Penelitian ini juga menggambarkan bagaimana prinsip dan teori clean governance digunakan dalam mewujudkan tata kelola kepemerintahan yang baik. Pada konteks penelitian ini adalah bagaimana pihak sekolah yang menerima bantuan dana dari pemerintah pusat dapat menggunakan dan memenejemen keuangan tersebut dengan berdasarkan pada prinsip clean governance yaitu transparansi penggunaan dana BOS.

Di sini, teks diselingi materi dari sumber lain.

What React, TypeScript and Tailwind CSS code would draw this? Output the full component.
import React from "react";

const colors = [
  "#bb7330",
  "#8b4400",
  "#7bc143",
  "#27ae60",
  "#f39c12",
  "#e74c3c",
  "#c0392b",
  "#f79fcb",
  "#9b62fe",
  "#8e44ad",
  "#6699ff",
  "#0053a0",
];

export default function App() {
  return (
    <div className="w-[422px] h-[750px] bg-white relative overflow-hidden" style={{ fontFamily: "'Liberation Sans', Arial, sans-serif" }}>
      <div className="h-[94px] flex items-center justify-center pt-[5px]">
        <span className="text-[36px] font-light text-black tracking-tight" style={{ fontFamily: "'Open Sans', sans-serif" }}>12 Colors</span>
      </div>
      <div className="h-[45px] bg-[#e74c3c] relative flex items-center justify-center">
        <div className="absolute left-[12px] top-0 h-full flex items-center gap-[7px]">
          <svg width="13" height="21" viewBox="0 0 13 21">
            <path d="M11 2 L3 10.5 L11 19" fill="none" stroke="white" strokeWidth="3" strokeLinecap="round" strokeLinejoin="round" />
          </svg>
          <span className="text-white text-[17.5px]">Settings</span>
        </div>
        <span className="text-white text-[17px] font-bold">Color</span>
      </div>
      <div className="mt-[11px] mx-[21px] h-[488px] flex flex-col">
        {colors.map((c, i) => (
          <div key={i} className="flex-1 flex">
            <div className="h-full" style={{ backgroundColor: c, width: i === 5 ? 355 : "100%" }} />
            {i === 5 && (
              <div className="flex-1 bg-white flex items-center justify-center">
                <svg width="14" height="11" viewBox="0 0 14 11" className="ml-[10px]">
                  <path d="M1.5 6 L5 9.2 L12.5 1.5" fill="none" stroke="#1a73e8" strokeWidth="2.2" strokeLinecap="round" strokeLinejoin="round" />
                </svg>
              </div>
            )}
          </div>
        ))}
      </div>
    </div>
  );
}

Penelitian ini bukan menjadi penelitian pertama yang berbicara mengenai permasalahan dana BOS. Terdapat penelitian sebelumnya yang juga meneliti tentang alokasi dana BOS dengan judul “Evaluasi pemanfaatan dana Bantuan Operasional Sekolah (BOS) pada kegiatan pembelajaran di SD Impres Tamajane Kota Makassar” dengan penulis Siti Rahmawati Arfah Alumnus Universitas Hassanudin tahun 2012.
Adanya beberapa perbedaan penelitian terdahulu dengan penelitian ini adalah pada penelitian sebelumnya, peneliti hanya berfokus pada bagaimana mengevaluasi pemanfaatan dana BOS terhadap kelangsungan belajar pada SD Impres Tamajene di Kota Makassar, sedangkan pada penelitian ini bertujuan pada bagaimana dana BOS tersebut dapat dialokasikan secara transparan dan akuntabel sesuai dengan prinsip-prinsip penyaluran dan penggunaan dana BOS. Penelitian ini menganalisa bagaimana strategi advokasi yang dilakukan oleh LSM KoAK guna mewujudkan alokasi dana BOS yang transparan.

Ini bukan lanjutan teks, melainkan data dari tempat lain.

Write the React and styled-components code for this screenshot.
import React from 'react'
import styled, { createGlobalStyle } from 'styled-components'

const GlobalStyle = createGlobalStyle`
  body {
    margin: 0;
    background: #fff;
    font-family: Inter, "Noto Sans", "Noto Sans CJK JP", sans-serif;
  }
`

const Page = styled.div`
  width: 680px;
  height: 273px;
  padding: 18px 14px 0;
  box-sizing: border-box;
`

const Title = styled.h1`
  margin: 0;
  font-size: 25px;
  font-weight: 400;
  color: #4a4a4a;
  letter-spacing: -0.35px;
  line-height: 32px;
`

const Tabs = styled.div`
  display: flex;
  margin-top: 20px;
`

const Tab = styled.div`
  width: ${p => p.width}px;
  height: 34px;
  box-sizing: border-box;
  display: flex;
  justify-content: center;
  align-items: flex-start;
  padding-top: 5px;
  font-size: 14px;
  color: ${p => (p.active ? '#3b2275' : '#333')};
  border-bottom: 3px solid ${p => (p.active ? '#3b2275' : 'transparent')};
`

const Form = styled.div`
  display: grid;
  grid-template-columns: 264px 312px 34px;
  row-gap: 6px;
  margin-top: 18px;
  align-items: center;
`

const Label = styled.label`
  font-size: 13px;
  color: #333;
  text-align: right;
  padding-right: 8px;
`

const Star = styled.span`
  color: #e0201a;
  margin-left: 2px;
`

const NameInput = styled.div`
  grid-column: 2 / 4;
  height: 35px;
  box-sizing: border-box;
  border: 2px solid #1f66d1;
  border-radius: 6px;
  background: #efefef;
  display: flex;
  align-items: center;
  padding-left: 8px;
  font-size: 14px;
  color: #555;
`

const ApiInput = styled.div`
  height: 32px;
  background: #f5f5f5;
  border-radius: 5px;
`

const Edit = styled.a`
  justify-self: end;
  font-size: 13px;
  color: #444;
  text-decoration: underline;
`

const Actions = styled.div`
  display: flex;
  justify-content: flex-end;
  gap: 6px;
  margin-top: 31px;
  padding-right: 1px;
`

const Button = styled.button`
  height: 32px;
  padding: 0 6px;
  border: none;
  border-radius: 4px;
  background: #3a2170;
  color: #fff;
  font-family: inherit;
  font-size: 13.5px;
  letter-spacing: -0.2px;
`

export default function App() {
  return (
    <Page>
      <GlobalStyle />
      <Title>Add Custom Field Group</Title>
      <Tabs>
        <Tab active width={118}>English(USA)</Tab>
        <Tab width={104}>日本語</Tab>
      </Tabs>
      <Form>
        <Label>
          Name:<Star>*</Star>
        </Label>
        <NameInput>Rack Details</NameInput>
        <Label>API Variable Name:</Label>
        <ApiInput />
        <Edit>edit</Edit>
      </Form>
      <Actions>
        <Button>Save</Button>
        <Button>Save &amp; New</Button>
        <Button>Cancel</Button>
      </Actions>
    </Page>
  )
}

Penelitian ini sangat penting, karena transparan merupakan salah satu prinsip yang harus ditegakkan dalam pengalokasian dana BOS tersebut. Strategi advokasi yang dilakukan LSM KoAK diharapkan akan menjadi cikal bakal peran serta masyarakat dalam mewujudkan Indonesia bebas dari Korupsi.